To combat the cause of disengaged employees, I use tools to help people work in their zones of strengths. One amazing tool that focuses on strengths is the 5 Dynamics Assessment. It is taken online in only 2-5 minutes and provides people and leaders with four powerful reports: an individual report, a team profile, a coach report and a colleague report.
So Why Bother?
What will your organization gain by focusing on employee engagement?
Highly engaged employees outperform their disengaged colleagues by 20-28% according to the Conference Board. A study of 28 multinational companies by Serota Consulting found that the share price of organizations with highly engaged employees rose by an average of 16% compared with an industry average of 6%.
On the other side of the high stakes coin, there are enormous costs associated with a disengaged workforce.

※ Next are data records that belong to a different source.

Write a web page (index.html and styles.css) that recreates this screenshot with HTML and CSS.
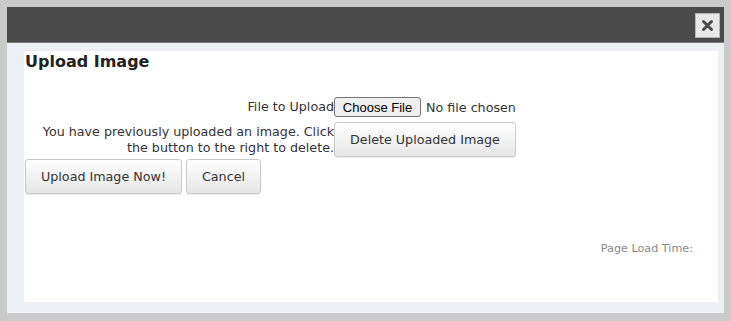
FILE: index.html
```html
<!DOCTYPE html>
<html lang="en">
<head>
    <meta charset="UTF-8">
    <meta name="viewport" content="width=device-width, initial-scale=1.0">
    <title>Upload Image</title>
    <link rel="stylesheet" href="styles.css">
</head>
<body>
    <div class="dialog">
        <div class="dialog-bar">
            <button class="close" title="Close">
                <svg width="13" height="13" viewBox="0 0 13 13">
                    <path d="M2.5 2.5 L10.5 10.5 M10.5 2.5 L2.5 10.5" stroke="#4a4a4a" stroke-width="3" stroke-linecap="round"/>
                </svg>
            </button>
        </div>
        <div class="dialog-body">
            <div class="page">
                <h2 class="title">Upload Image</h2>
                <form class="upload-form">
                    <label class="label" for="file">File to Upload</label>
                    <input class="file" type="file" id="file">
                    <div class="label">You have previously uploaded an image. Click the button to the right to delete.</div>
                    <div><button type="button" class="btn delete">Delete Uploaded Image</button></div>
                </form>
                <div class="actions">
                    <button type="button" class="btn">Upload Image Now!</button>
                    <button type="button" class="btn">Cancel</button>
                </div>
                <div class="load-time">Page Load Time:</div>
            </div>
        </div>
    </div>
</body>
</html>
```

FILE: styles.css
```css
body {
    margin: 0;
    padding: 7px;
    background: #cacaca;
    font-family: "DejaVu Sans", Verdana, sans-serif;
    font-size: 12.7px;
    color: #333;
}
.dialog {
    width: 717px;
    height: 306px;
    display: flex;
    flex-direction: column;
    background: #eceff4;
}
.dialog-bar {
    height: 36px;
    background: #4a4a4a;
    border-bottom: 1px solid #7a7a7a;
    display: flex;
    justify-content: flex-end;
    align-items: flex-start;
    padding: 6px 4px 0 0;
    box-sizing: border-box;
}
.close {
    width: 25px;
    height: 25px;
    padding: 0;
    display: flex;
    align-items: center;
    justify-content: center;
    background: #e9e9e9;
    border: 1px solid #b5b5b5;
    cursor: pointer;
}
.dialog-body {
    flex: 1;
    padding: 8px 6px 11px 17px;
    display: flex;
}
.page {
    flex: 1;
    background: #fff;
    padding: 0 0 0 1px;
    display: flex;
    flex-direction: column;
}
.title {
    margin: 0;
    padding-top: 1px;
    font-size: 16px;
    font-weight: bold;
    color: #222;
    line-height: 20px;
}
.upload-form {
    display: grid;
    grid-template-columns: 309px auto;
    align-items: center;
    row-gap: 5px;
    margin-top: 25px;
}
.label {
    text-align: right;
    line-height: 16px;
    padding-left: 10px;
}
.file {
    font-family: "DejaVu Sans", Verdana, sans-serif;
    font-size: 12.7px;
    color: #333;
}
.file::file-selector-button {
    font-family: "Liberation Sans", Arial, sans-serif;
    font-size: 13px;
    height: 20px;
    width: 87px;
    margin-right: 5px;
    background: #efefef;
    border: 1px solid #767676;
    border-radius: 3px;
    color: #000;
}
.btn {
    height: 35px;
    padding: 0 15px;
    font-family: "DejaVu Sans", Verdana, sans-serif;
    font-size: 12.7px;
    color: #333;
    background: linear-gradient(#ffffff, #e6e6e6);
    border: 1px solid #c9c9c9;
    border-radius: 3px;
    box-shadow: 0 1px 1px rgba(0, 0, 0, 0.08);
    cursor: pointer;
}
.btn:hover {
    background: #e6e6e6;
}
.delete {
    width: 182px;
}
.actions {
    display: flex;
    gap: 4px;
    margin-top: 2px;
}
.load-time {
    margin-top: 48px;
    padding-right: 25px;
    text-align: right;
    font-size: 11.2px;
    color: #888;
}
```
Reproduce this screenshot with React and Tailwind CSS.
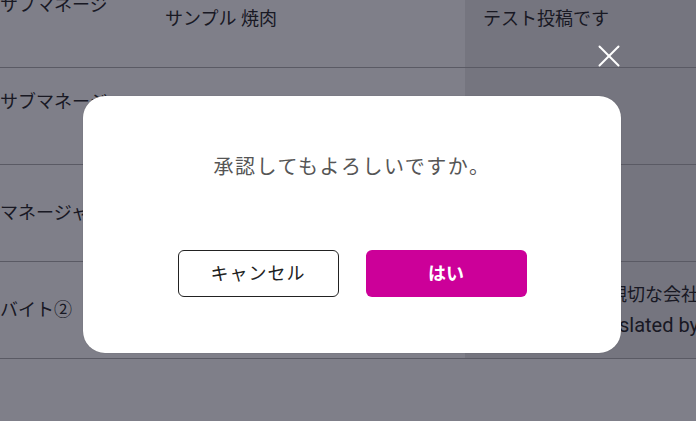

Disengagement can cost between $243-$270 billion dollars a year due to low productivity according to a Gallup poll. In one study by ISR, companies with low levels of employee engagement found that their net profit fell by 1.38% and operating margins fell by 2.01% over a three-year period.
In comparison, companies with high levels of engagement found that their operating margins rose by 3.74% over a three-year period. You do the math. How costly is disengagement? It may not show up directly on the company ledger but the ROI on investing in engagement strategies is significant.
What will your company do now to raise the engagement levels of staff? What will you do to train your leaders and hold them accountable for engaging staff? How will you learn more about the strengths of each staff member?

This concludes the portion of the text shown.